Thanks again. I have another question concerning ResultsStream. I am trying to get historical tweets by ‘Shell’ from 2007 until 2021. I am following the exact code as mentioned in the [Python searchtweets v2] tutorial. I changed the endpoint in the yaml as: endpoint: "https://api.twitter.com/2/tweets/search/all. However, I see that only the first 500 tweets are getting pulled, here is the code:
# import packages
import pandas as pd
import requests
import os
import json
import time
import ast
import yaml
import logging
import sys
import numpy as np
import math
logging.basicConfig(stream=sys.stdout, level=logging.DEBUG)
from searchtweets import load_credentials
load_credentials(filename="./search_tweets_creds_example.yaml",
yaml_key="search_tweets_v2_example",
env_overwrite=False)
from searchtweets import ResultStream, gen_request_parameters, load_credentials, write_result_stream
query = gen_request_parameters("from:Shell", results_per_call=500, tweet_fields="created_at", start_time="2010-01-01", end_time="2021-03-30")

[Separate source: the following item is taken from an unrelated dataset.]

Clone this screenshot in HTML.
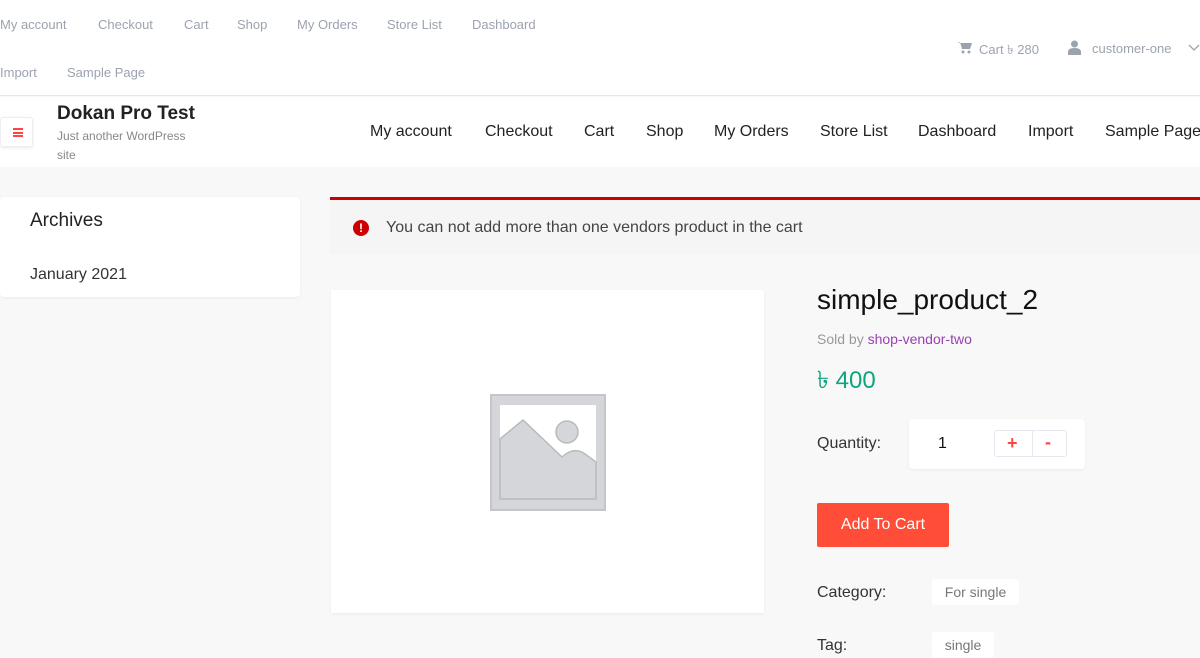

rs = ResultStream(request_parameters=query, **search_args)
from searchtweets import collect_results
search_args = load_credentials(filename="./search_tweets_creds_example.yaml",
yaml_key="search_tweets_v2_example",
env_overwrite=False)
rs = ResultStream(request_parameters=query,
max_results=500,
max_pages=20,
output_format="a",
**search_args)
print(rs)
stream = write_result_stream(rs, filename_prefix="test")
result = [tweet for tweet in stream]
As a way around, I am using postman to pull the historical tweets manually by using next_token in the query parameter. Is this a good practice? I am gathering this data for a paper on climate change, but this is very exhausting.
Could you please check why ResultStream is not retrieving all the historical tweets of ‘@Shell’?
Thank you, Igor, hopefully, it will be my last question.
Hi tweet4epi,
I was wondering if you can share your ResultStream code. Somehow, I cannot pull the entire tweet and the results stop at 500 tweets. You can see my code in the last comment to Igor. Your help will be much appreciated.
Thanks, Ramit
this limits the result stream to 500 tweets.
this will also limit the results, to under 10,000 because it’s 20 max calls, each with a max of 500 tweet results.
You can remove these to get all tweets but make sure your query is correct and your output works because this can use up nearly all of your quota for the month.
results_per_call=500 this in gen_request_parameters sets the 500 tweet results per call to the API, which you should leave in.